歯科医師過剰の弊害として歯科医師のワーキングプアが報道などで取り上げられるようになってもう20年近く経つのではないでしょうか。実際に「歯科医師 年収」などで検索してみると、調査によってかなりばらつきがあるにせよ、いずれも歯科医師の年収のイメージよりかなり低い数字が出てきます。

報道や記事によっては「歯科医師の約〇〇%が年収300万円以下のワーキングプア」などという驚きの話が伝えられていることがあります。

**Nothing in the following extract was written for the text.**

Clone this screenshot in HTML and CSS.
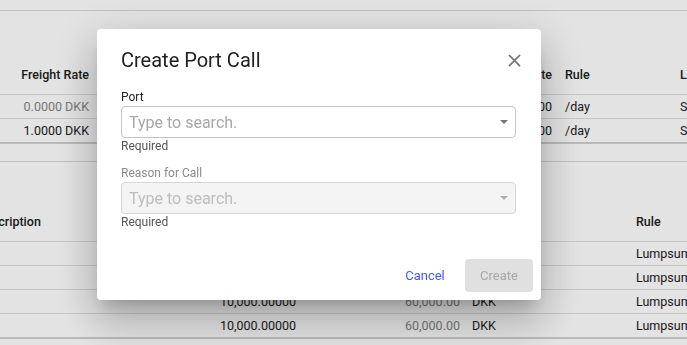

しかし実態はかなり違うと思います。おそらくこの平均年収はおそらく「歯科医師と名乗っている者の所得額平均値」だと思います。歯科医師はほとんど働いていなくても歯科医師と名乗る場合があります。私の父は晩年に至るまで歯科医院の院長でしたが、実際には晩年はほとんど患者さんを診ることもなく、実働はしていませんでした。しかし表向きは院長でもあったわけですし、収入はほとんどないにも関わらず歯科医師の平均年収の分母にも入っていたと思います。こういった事例はうちだけではなく、全国的にたくさんあるわけです。

また近年になって制度として導入された研修歯科医師の収入の低さも歯科医師の平均年収を押し下げる要因になっています。私が研修医だった頃の給料は額面が13万円、手取りが11万円程度で賞与無しであったと記憶しています。時給に換算すると当時の最低時給程度で、年収も当然300万円以下です。

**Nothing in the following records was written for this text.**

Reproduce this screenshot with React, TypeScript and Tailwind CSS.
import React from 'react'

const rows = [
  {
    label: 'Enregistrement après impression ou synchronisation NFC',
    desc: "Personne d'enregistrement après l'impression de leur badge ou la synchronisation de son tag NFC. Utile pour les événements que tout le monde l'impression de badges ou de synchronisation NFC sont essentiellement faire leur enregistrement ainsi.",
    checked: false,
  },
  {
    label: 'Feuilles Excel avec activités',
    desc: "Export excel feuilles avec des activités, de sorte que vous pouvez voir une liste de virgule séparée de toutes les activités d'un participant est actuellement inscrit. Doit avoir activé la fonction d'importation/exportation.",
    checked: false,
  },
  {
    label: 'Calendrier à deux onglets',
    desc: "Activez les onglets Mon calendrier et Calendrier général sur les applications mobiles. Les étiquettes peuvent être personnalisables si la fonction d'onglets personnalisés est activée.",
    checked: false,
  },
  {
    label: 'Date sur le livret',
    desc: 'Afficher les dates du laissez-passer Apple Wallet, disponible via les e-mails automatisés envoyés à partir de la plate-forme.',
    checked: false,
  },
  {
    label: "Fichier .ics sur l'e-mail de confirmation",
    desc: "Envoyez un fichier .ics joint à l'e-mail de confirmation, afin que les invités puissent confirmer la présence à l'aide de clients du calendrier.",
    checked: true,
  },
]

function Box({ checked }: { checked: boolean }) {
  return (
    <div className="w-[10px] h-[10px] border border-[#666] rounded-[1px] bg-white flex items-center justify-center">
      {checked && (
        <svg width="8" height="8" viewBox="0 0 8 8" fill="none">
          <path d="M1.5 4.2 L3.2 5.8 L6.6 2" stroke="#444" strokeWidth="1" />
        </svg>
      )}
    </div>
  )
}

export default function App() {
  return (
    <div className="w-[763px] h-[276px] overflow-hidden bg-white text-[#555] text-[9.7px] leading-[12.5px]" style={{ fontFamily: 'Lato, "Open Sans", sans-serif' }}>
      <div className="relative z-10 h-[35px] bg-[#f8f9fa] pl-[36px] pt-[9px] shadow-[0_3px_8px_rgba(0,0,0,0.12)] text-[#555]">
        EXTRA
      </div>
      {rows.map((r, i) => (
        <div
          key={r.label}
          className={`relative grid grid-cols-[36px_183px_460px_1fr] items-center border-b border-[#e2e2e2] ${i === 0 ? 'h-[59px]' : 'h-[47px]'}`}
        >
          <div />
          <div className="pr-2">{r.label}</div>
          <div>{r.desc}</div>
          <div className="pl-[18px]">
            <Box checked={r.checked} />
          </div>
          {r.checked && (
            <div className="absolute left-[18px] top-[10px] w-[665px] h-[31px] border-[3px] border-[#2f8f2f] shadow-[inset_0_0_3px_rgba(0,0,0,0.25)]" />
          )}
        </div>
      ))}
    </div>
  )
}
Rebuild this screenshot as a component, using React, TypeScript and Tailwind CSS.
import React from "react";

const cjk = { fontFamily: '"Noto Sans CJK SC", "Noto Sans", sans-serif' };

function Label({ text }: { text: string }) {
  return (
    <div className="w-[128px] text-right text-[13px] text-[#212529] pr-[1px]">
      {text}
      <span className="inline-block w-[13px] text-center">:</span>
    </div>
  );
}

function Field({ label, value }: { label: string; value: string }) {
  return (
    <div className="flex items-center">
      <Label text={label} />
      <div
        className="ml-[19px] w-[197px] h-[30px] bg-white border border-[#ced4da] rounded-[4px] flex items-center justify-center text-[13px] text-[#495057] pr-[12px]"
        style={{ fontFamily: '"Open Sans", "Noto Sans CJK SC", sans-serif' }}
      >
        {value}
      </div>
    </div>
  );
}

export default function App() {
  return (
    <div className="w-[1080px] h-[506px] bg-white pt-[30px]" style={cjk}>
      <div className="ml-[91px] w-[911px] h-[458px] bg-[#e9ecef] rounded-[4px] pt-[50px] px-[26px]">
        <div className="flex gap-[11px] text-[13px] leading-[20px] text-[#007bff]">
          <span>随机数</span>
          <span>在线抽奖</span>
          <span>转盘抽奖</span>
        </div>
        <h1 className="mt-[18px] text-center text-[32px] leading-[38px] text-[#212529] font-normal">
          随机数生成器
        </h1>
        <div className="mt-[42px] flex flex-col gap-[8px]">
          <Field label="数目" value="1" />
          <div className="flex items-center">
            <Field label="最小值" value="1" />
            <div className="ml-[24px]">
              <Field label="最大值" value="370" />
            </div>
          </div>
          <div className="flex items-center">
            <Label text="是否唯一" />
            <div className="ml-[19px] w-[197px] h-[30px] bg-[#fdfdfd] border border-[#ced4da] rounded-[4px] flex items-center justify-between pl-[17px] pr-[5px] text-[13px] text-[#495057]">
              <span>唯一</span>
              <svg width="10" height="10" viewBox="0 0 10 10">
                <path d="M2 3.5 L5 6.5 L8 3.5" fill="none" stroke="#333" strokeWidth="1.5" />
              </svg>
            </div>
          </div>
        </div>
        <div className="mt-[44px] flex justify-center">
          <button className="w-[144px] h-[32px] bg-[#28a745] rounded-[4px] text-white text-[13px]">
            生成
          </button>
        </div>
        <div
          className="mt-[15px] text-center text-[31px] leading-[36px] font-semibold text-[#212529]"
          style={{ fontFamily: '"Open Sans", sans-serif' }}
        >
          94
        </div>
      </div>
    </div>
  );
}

では研修歯科医師以外の歯科医師の収入ですが、「歯科医師 求人」などで検索してみると簡単に調べられます。求人の中には人を釣るためにずいぶん「ウソっぽいほど高い」と思うものもちらほらありますが、それを差し引いても収入はワーキングプアの範疇には当てはまらないことは明らかだと思います。

開業の歯科医師ですが、これに関してはピンキリだと思います。9桁の人もいるかと思えば、本当のワーキングプアもいます。しかし実際はワーキングプアを長く続けるくらいなら勤務歯科医師を選択すると思います。

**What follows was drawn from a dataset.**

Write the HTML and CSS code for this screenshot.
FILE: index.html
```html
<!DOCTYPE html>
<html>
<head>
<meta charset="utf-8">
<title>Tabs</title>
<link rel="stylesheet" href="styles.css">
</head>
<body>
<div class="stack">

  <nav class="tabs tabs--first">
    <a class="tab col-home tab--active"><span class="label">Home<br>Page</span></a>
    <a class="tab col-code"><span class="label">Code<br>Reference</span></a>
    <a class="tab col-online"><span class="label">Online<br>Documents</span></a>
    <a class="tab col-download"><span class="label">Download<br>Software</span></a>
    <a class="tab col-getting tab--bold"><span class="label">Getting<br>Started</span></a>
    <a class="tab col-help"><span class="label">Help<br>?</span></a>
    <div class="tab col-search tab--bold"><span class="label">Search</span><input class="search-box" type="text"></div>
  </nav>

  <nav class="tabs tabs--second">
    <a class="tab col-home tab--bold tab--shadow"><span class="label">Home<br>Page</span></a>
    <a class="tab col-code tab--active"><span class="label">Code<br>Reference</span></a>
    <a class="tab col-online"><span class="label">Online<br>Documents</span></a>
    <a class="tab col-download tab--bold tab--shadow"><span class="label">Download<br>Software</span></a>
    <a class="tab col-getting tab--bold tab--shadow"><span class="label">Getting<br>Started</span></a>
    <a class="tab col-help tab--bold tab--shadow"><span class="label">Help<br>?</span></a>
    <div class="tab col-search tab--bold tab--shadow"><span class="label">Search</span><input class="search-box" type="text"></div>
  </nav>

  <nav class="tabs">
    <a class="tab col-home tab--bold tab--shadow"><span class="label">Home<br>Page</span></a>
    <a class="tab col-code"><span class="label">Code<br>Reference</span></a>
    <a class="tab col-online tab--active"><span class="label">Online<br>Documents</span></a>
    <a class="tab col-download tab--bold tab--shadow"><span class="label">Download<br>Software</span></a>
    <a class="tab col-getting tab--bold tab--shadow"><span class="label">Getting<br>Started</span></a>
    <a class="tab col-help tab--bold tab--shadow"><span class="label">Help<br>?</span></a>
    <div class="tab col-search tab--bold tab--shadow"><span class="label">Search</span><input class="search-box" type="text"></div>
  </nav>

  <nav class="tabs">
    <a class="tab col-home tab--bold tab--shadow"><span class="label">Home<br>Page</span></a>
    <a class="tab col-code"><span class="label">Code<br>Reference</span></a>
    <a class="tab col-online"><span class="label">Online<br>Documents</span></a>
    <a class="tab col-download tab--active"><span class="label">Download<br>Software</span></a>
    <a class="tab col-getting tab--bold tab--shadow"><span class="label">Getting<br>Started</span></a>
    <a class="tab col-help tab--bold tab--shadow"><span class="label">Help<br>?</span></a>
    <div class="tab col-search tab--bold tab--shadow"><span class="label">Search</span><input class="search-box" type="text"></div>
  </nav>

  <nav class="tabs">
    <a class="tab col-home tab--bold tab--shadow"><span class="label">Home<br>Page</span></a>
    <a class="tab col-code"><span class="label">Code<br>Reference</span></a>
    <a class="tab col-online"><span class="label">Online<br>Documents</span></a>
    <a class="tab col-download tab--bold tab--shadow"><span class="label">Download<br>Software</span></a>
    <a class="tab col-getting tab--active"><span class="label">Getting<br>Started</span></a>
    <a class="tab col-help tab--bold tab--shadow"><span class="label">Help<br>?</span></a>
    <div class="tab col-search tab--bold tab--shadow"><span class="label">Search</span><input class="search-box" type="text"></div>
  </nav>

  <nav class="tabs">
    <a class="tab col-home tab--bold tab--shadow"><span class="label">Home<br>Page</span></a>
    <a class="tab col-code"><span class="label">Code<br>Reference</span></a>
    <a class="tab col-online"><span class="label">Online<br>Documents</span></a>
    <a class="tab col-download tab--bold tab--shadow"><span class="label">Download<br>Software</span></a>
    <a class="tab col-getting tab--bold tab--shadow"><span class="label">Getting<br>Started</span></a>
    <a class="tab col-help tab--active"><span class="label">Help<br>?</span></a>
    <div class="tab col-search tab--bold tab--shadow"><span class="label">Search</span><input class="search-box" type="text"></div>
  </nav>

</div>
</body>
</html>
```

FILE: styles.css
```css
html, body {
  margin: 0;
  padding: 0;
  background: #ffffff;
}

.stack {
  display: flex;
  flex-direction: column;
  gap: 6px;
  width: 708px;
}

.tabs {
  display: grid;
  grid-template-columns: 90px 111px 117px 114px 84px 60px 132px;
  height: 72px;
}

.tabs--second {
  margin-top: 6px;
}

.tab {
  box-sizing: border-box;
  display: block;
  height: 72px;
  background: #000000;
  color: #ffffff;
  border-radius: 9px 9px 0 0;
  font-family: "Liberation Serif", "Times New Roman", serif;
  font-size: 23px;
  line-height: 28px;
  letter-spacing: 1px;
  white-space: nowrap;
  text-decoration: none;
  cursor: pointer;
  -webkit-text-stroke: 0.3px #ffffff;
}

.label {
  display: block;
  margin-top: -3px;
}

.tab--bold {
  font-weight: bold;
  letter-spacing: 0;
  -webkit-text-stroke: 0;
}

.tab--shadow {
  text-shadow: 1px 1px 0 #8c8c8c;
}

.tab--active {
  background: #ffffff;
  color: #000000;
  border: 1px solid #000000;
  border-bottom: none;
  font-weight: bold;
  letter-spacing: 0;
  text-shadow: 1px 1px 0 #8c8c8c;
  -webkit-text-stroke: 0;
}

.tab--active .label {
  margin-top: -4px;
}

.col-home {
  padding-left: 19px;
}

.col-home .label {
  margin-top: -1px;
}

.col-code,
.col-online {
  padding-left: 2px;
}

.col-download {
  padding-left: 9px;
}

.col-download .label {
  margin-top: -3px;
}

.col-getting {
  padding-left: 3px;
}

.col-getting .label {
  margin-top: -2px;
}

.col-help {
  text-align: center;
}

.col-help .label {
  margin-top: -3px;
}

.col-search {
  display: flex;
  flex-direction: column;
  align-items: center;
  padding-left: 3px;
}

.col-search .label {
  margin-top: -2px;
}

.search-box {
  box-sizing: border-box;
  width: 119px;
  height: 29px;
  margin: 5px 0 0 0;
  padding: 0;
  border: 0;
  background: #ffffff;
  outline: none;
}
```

医師は働いていない医師が分母に入っていても歯科医師の年収より高いです。歯科医師より医師の方が収入が多いのは事実ということです。歯科医師は確かに医師より年収が低く、昔に比べると年収は減少しているということは事実だと思いますが、ワーキングプアがすごく多いというよう論調の報道は事実とはかけ離れていると思います。

ちなみに「歯科医師はワーキングプアじゃない、もっと儲けてるんだ」という事を歯科医師である者が臆面もなく主張して恥ずかしくないのかとお思いの方、私だけは例外ですのでこういう記事が書けるのです。


さて、この小笠原歯科医院のブログ「オガログ!」ですが、毎週書き続けて初めての投稿から二年が経ちました。丸二年を毎週ですから投稿数は100を超えることになります。歯科に関する事限定で、なるべく宣伝にならないようにという縛りで記事を書いてきましたので、ネタが尽きる心配も出てきました。もうちょっとだけ頑張って毎週続けてみようと思いますので、引き続きよろしくお願いいたします。